Re: Can I expect to have ithreads available?
by Corion (Patriarch) on Oct 31, 2009 at 19:34 UTC

    I think most system perls are nowadays compiled with ithreads enabled. There is the forks module that emulates threads with fork() and Storable I believe. I'm not sure what you want to use threads for, so I cannot comment on the feasibility of using fork() instead.

      This is as part of the client for a file-syncing application, somewhat like Dropbox. (It's a university project.) It basically has three broad responsibilities—monitoring the filesystem, watching the server for remote changes, and uploading and downloading files.

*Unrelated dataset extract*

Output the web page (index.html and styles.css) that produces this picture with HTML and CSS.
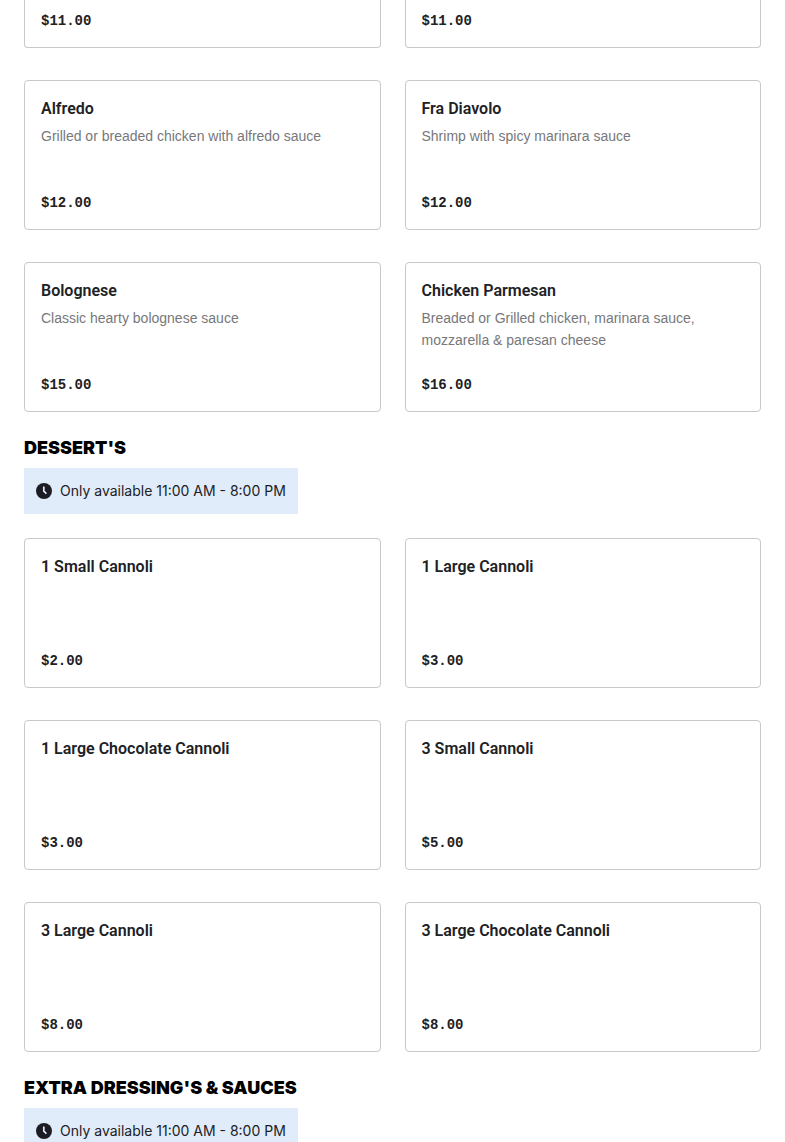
FILE: index.html
```
<!DOCTYPE html>
<html lang="en">
<head>
  <meta charset="UTF-8">
  <meta name="viewport" content="width=device-width, initial-scale=1">
  <title>Menu</title>
  <link rel="stylesheet" href="styles.css">
</head>
<body>
  <main class="menu">
    <section class="menu-section">
      <div class="items">
        <article class="item item-cut"><p class="price">$11.00</p></article>
        <article class="item item-cut"><p class="price">$11.00</p></article>
        <article class="item">
          <h3>Alfredo</h3>
          <p class="description">Grilled or breaded chicken with alfredo sauce</p>
          <p class="price">$12.00</p>
        </article>
        <article class="item">
          <h3>Fra Diavolo</h3>
          <p class="description">Shrimp with spicy marinara sauce</p>
          <p class="price">$12.00</p>
        </article>
        <article class="item">
          <h3>Bolognese</h3>
          <p class="description">Classic hearty bolognese sauce</p>
          <p class="price">$15.00</p>
        </article>
        <article class="item">
          <h3>Chicken Parmesan</h3>
          <p class="description">Breaded or Grilled chicken, marinara sauce, mozzarella &amp; paresan cheese</p>
          <p class="price">$16.00</p>
        </article>
      </div>
    </section>

    <section class="menu-section">
      <h2>DESSERT'S</h2>
      <p class="availability">
        <svg class="clock" viewBox="0 0 16 16" aria-hidden="true">
          <circle cx="8" cy="8" r="8" fill="#1c1c24"/>
          <path d="M7.8 3.6v4.6l2.6 2.4" fill="none" stroke="#e1ecfa" stroke-width="1.7"/>
        </svg>
        Only available 11:00 AM - 8:00 PM
      </p>
      <div class="items">
        <article class="item">
          <h3>1 Small Cannoli</h3>
          <p class="price">$2.00</p>
        </article>
        <article class="item">
          <h3>1 Large Cannoli</h3>
          <p class="price">$3.00</p>
        </article>
        <article class="item">
          <h3>1 Large Chocolate Cannoli</h3>
          <p class="price">$3.00</p>
        </article>
        <article class="item">
          <h3>3 Small Cannoli</h3>
          <p class="price">$5.00</p>
        </article>
        <article class="item">
          <h3>3 Large Cannoli</h3>
          <p class="price">$8.00</p>
        </article>
        <article class="item">
          <h3>3 Large Chocolate Cannoli</h3>
          <p class="price">$8.00</p>
        </article>
      </div>
    </section>

    <section class="menu-section">
      <h2>EXTRA DRESSING'S &amp; SAUCES</h2>
      <p class="availability">
        <svg class="clock" viewBox="0 0 16 16" aria-hidden="true">
          <circle cx="8" cy="8" r="8" fill="#1c1c24"/>
          <path d="M7.8 3.6v4.6l2.6 2.4" fill="none" stroke="#e1ecfa" stroke-width="1.7"/>
        </svg>
        Only available 11:00 AM - 8:00 PM
      </p>
    </section>
  </main>
</body>
</html>
```
FILE: styles.css
```
* {
  box-sizing: border-box;
}

body {
  margin: 0;
  background: #fff;
  color: #202125;
  font-family: Inter, "Liberation Sans", sans-serif;
  font-size: 14px;
  line-height: 22px;
}

h2, h3, p {
  margin: 0;
}

.menu {
  display: flex;
  flex-direction: column;
  gap: 24px;
  height: 100vh;
  padding: 0 24px;
  overflow: hidden;
}

.menu-section {
  flex-shrink: 0;
}

h2 {
  color: #000;
  font-size: 18px;
  font-weight: 900;
  line-height: 24px;
}

.availability {
  display: flex;
  align-items: center;
  gap: 8px;
  width: fit-content;
  margin: 8px 0 24px;
  padding: 12px;
  background: #e1ecfa;
}

.clock {
  width: 16px;
  height: 16px;
}

.items {
  display: grid;
  grid-template-columns: 1fr 1fr;
  gap: 32px 24px;
}

.item {
  display: flex;
  flex-direction: column;
  min-height: 150px;
  padding: 16px;
  border: 1px solid #c8c9cb;
  border-radius: 4px;
}

.item-cut {
  min-height: 48px;
  padding-top: 8px;
  border-top: 0;
  border-radius: 0 0 4px 4px;
}

h3 {
  margin-bottom: 4px;
  font-family: Roboto, sans-serif;
  font-size: 16px;
  font-weight: 600;
  line-height: 24px;
}

.description {
  color: #77787b;
  font-family: "Liberation Sans", Arial, sans-serif;
}

.price {
  margin-top: auto;
  font-family: "Liberation Mono", monospace;
  font-weight: 700;
  line-height: 20px;
}
```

I'd like to split these into three communicating threads or processes.

      Using threads would allow me to pass full objects around through something like Thread::Queue, instead of having to serialize the data somehow onto a socket or pipe, so if that's a viable solution it strikes me as likely being better.

      =cut
      --Brent Royal-Gordon

        My reading of the tea leaves says you're planning on rolling this app out onto a bunch of oddball departmental servers which are probably not under your direct control. If your school is anything like the university I worked at, that means some of those machines are crust old boxen that should just be shot and put out of their misery, but geology has to have that exact version of perl 4 to support their favorite app. Sigh.

        So, what happens if the threaded code doesn't work on every single machine? Is the project a failure or will your PHBs be happy with 95% coverage? Can you go install a private version of perl on the machine in question? Is that ancient server lurking in some obscure corner of the campus going to come back to haunt you?

        That said, sure, reasonably up to date versions of perl will typically be compiled with ithreads on the major platforms. Really, it's up to you to make the call, but those are the points I would consider.

Re: Can I expect to have ithreads available?
by tbone1 (Monsignor) on Nov 02, 2009 at 15:36 UTC
    I would suspect so. I haven't done this on EVERY available Unix variant or BSD/Linux release, but I've not encountered a problem yet. Also, keep in mind that OS X's Darwin is based on FreeBSD, so there are two birds with one stone.

    But it always pays to test, test, test. Some of us here have the scars to prove it.

    --
    tbone1, YAPS (Yet Another Perl Schlub)
    And remember, if he succeeds, so what.
    - Chick McGee

Re: Can I expect to have ithreads available?
by fullermd (Priest) on Nov 03, 2009 at 02:31 UTC

    The ports for perl (5.8 and 5.10) on FreeBSD build with threading disabled by default.